Thorndike’s bio for the Sitka Fellows program is full – as you might expect – of abstract language like “ecosocial preservation” and “culturally attuned conservation.” But the merger of the Humanites and conservation is not just about the mind, it’s also about the feet.

One of her projects is to improve bike lanes and routes in Castro, the capital of Chiloe.

“People of any generation or political viewpoint can get involved and say, Hey, this is all of our land, this is our community, and how can we make it work for all of us instead of just automobile drivers.”

Thorndike says it’s important to make the process accessible, and to make a statement that invites people, rather than pushes them away.

Are better bike lanes on an island in Chile a route toward solving global environmental problems? Thorndike thinks so. She was the baccalaureate speaker at her college graduation. Her speech was called “We are not going to change the world.”

Thorndike has had a couple of years to reconsider.

“It just really grates on me and a lot of my peers who are working in this field, that expectation that it’s on one person’s shoulders or one generation’s shoulders.
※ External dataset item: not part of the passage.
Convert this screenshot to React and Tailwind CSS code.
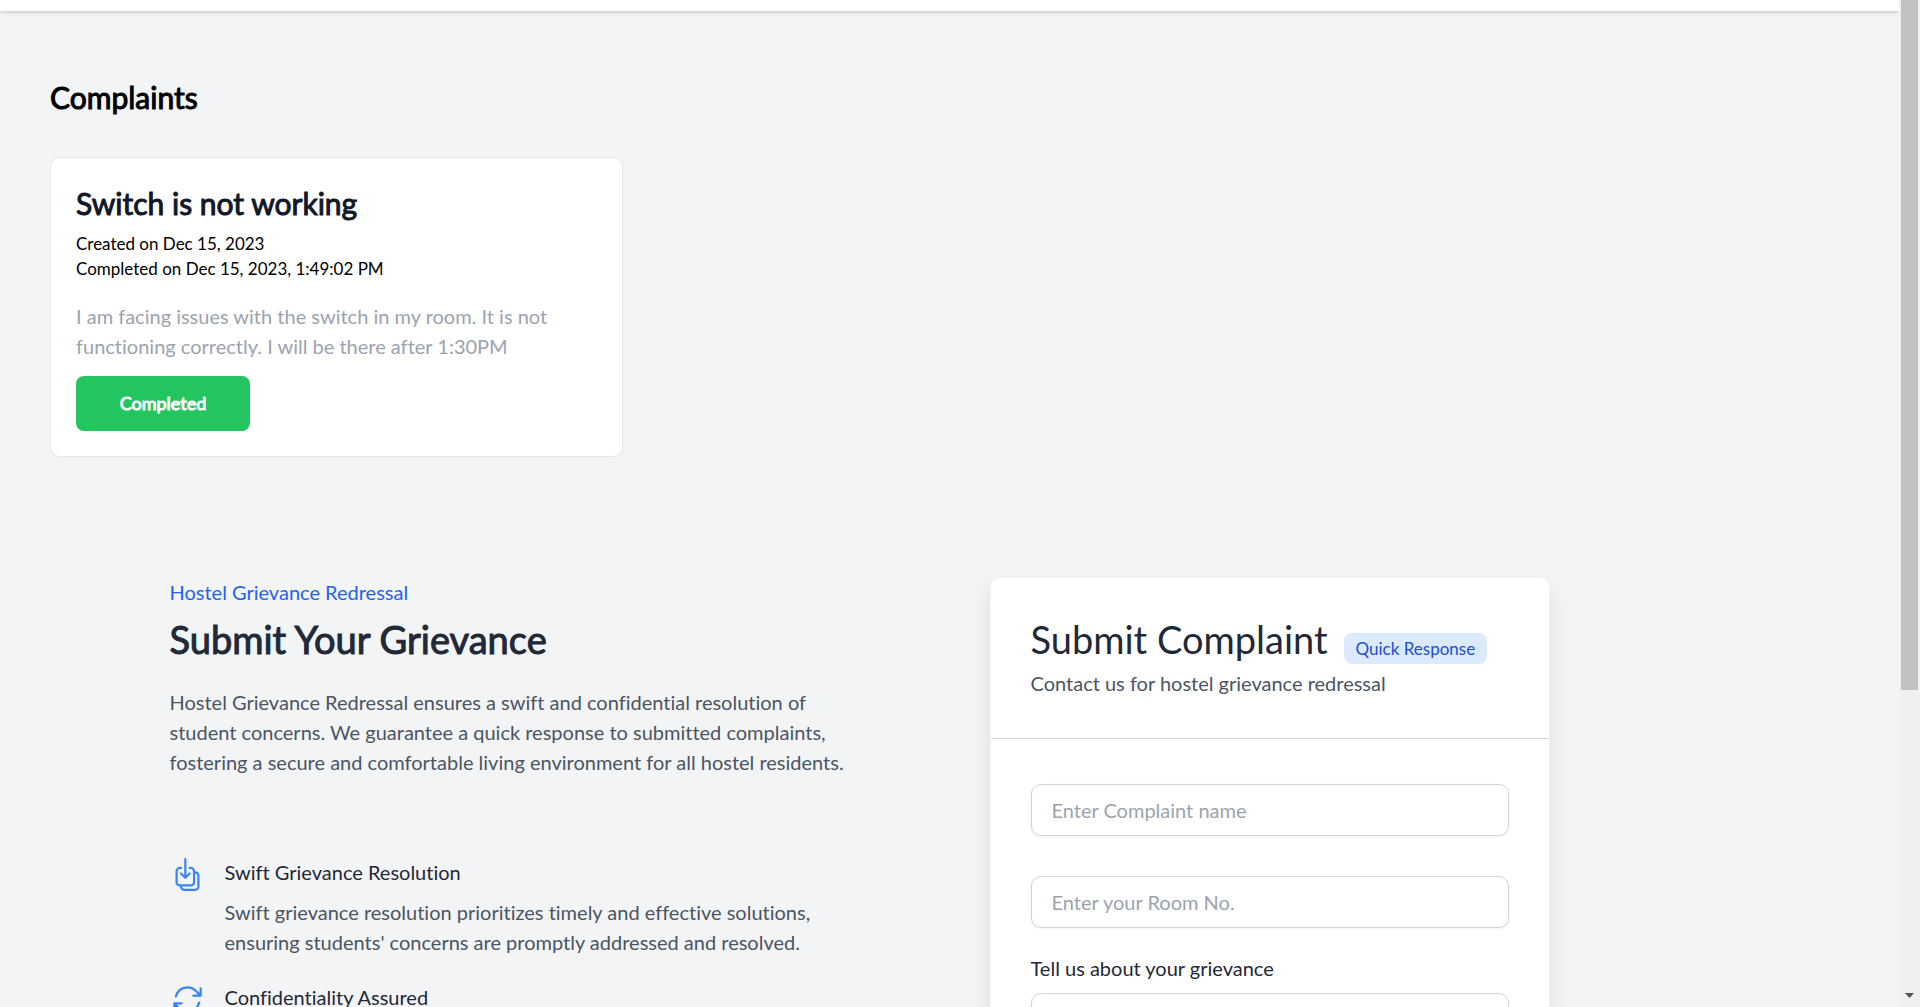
const complaints = [
  {
    name: "Switch is not working",
    created: "Created on Dec 15, 2023",
    completed: "Completed on Dec 15, 2023, 1:49:02 PM",
    description:
      "I am facing issues with the switch in my room. It is not functioning correctly. I will be there after 1:30PM",
    status: "Completed",
  },
];

const features = [
  {
    title: "Swift Grievance Resolution",
    text: "Swift grievance resolution prioritizes timely and effective solutions, ensuring students' concerns are promptly addressed and resolved.",
    path: "M7.5 7.5h-.75A2.25 2.25 0 0 0 4.5 9.75v7.5a2.25 2.25 0 0 0 2.25 2.25h7.5a2.25 2.25 0 0 0 2.25-2.25v-7.5a2.25 2.25 0 0 0-2.25-2.25h-.75m-6 3.75 3 3m0 0 3-3m-3 3V1.5m6 9h.75a2.25 2.25 0 0 1 2.25 2.25v7.5a2.25 2.25 0 0 1-2.25 2.25h-7.5a2.25 2.25 0 0 1-2.25-2.25v-.75",
  },
  {
    title: "Confidentiality Assured",
    text: "",
    path: "M16.023 9.348h4.992v-.001M2.985 19.644v-4.992m0 0h4.992m-4.993 0 3.181 3.183a8.25 8.25 0 0 0 13.803-3.7M4.031 9.865a8.25 8.25 0 0 1 13.803-3.7l3.181 3.182m0-4.991v4.99",
  },
];

const field =
  "block w-full rounded-[10px] border border-[#d1d5db] bg-white px-5 py-[10px] text-[20px] leading-[30px] text-[#1f2937] shadow-[0_1px_3px_rgba(0,0,0,0.06)] placeholder:text-[#9ca3af]";

function ComplaintCard({ complaint }) {
  return (
    <article className="rounded-[10px] border border-[#e5e7eb] bg-white p-[25px]">
      <h3 className="text-[30px] leading-[40px] text-[#111827] [-webkit-text-stroke:1px_#111827]">
        {complaint.name}
      </h3>
      <div className="mt-2 text-[17px] leading-[25px] text-black">
        <p>{complaint.created}</p>
        <p>{complaint.completed}</p>
      </div>
      <p className="mt-5 text-[20px] leading-[30px] text-[#9ca3af]">{complaint.description}</p>
      <button
        type="button"
        className="mt-[15px] w-[174px] rounded-lg bg-[#22c55e] py-[15px] text-[18px] leading-[25px] text-white [-webkit-text-stroke:1px_white]"
      >
        {complaint.status}
      </button>
    </article>
  );
}

function Feature({ feature }) {
  return (
    <li className="flex gap-5">
      <svg
        className="size-[35px] shrink-0 text-[#3b82f6]"
        viewBox="0 0 24 24"
        fill="none"
        stroke="currentColor"
        strokeWidth="1.5"
        strokeLinecap="round"
        strokeLinejoin="round"
        aria-hidden="true"
      >
        <path d={feature.path} />
      </svg>
      <div>
        <h3 className="text-[20px] leading-[30px] text-[#1f2937]">{feature.title}</h3>
        {feature.text && (
          <p className="mt-[10px] text-[20px] leading-[30px] text-[#4b5563]">{feature.text}</p>
        )}
      </div>
    </li>
  );
}

function Scrollbar() {
  return (
    <div className="flex w-[21px] shrink-0 flex-col items-center justify-between bg-[#f0f0f0]" aria-hidden="true">
      <div className="h-[690px] w-[17px] bg-[#c1c1c1]" />
      <svg className="mb-[9px] h-[5px] w-[9px]" viewBox="0 0 9 5">
        <path d="M0 0h9L4.500 5z" fill="#505050" />
      </svg>
    </div>
  );
}

export default function App() {
  return (
    <div className="flex h-screen overflow-hidden bg-[#f3f4f6] font-['Lato',sans-serif] [font-variant-ligatures:no-common-ligatures]">
      <div className="min-w-0 flex-1 overflow-hidden">
        <header className="h-[11px] bg-white shadow-[0_1px_4px_rgba(0,0,0,0.2)]" />
        <main>
          <section className="px-[50px] pt-[66px]">
            <h2 className="text-[30px] leading-[40px] text-black [-webkit-text-stroke:1px_black]">
              Complaints
            </h2>
            <div className="mt-10 grid grid-cols-3 gap-10">
              {complaints.map((complaint) => (
                <ComplaintCard key={complaint.name} complaint={complaint} />
              ))}
            </div>
          </section>

          <section className="mx-auto mt-[120px] grid max-w-[1600px] grid-cols-2 gap-20 px-5">
            <div className="max-w-[700px]">
              <p className="text-[20px] leading-[30px] text-[#2563eb]">Hostel Grievance Redressal</p>
              <h1 className="mt-[7px] text-[38px] leading-[50px] text-[#1f2937] [-webkit-text-stroke:1px_#1f2937]">
                Submit Your Grievance
              </h1>
              <p className="mt-[23px] text-[20px] leading-[30px] text-[#4b5563]">
                Hostel Grievance Redressal ensures a swift and confidential resolution of student
                concerns. We guarantee a quick response to submitted complaints, fostering a secure
                and comfortable living environment for all hostel residents.
              </p>
              <ul className="mt-20 flex flex-col gap-[25px]">
                {features.map((feature) => (
                  <Feature key={feature.title} feature={feature} />
                ))}
              </ul>
            </div>

            <form className="w-full max-w-[560px] rounded-[10px] border border-[#f3f4f6] bg-white shadow-[0_12px_20px_rgba(0,0,0,0.1)]">
              <div className="border-b border-[#d1d5db] px-10 pt-9 pb-10">
                <div className="flex items-end gap-4 whitespace-nowrap">
                  <h2 className="text-[38px] leading-[50px] text-[#1f2937]">Submit Complaint</h2>
                  <span className="rounded-lg bg-[#dbeafe] px-3 py-[3px] text-[17px] leading-[25px] text-[#1d4ed8]">
                    Quick Response
                  </span>
                </div>
                <p className="mt-1 text-[20px] leading-[30px] text-[#4b5563]">
                  Contact us for hostel grievance redressal
                </p>
              </div>
              <div className="flex flex-col gap-10 px-10 pt-[45px]">
                <input type="text" aria-label="Complaint name" placeholder="Enter Complaint name" className={field} />
                <input type="text" aria-label="Room number" placeholder="Enter your Room No." className={field} />
              </div>
              <div className="px-10 pt-[25px] pb-10">
                <label htmlFor="grievance" className="block text-[20px] leading-[30px] text-[#1f2937]">
                  Tell us about your grievance
                </label>
                <textarea id="grievance" rows="4" className={`mt-[10px] ${field}`} />
              </div>
            </form>
          </section>
        </main>
      </div>
      <Scrollbar />
    </div>
  );
}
And so what I realized leaving school is that you’ve really got to dedicate yourself to at least trying. That it’s not just going to happen.”

Thorndike says it’s time for all hands on deck. There is probably no issue, in her view, that is not ultimately an environmental issue.

“It isn’t going to go on, the way that we’ve been living – even the natural cycles that we have – unless it’s a focal point. So to try, and to try with all of your heart, I think is what’s demanded of us.”

Camila Thorndike is one of eight Sitka Fellows in residence on the Sheldon Jackson campus. The program runs through August.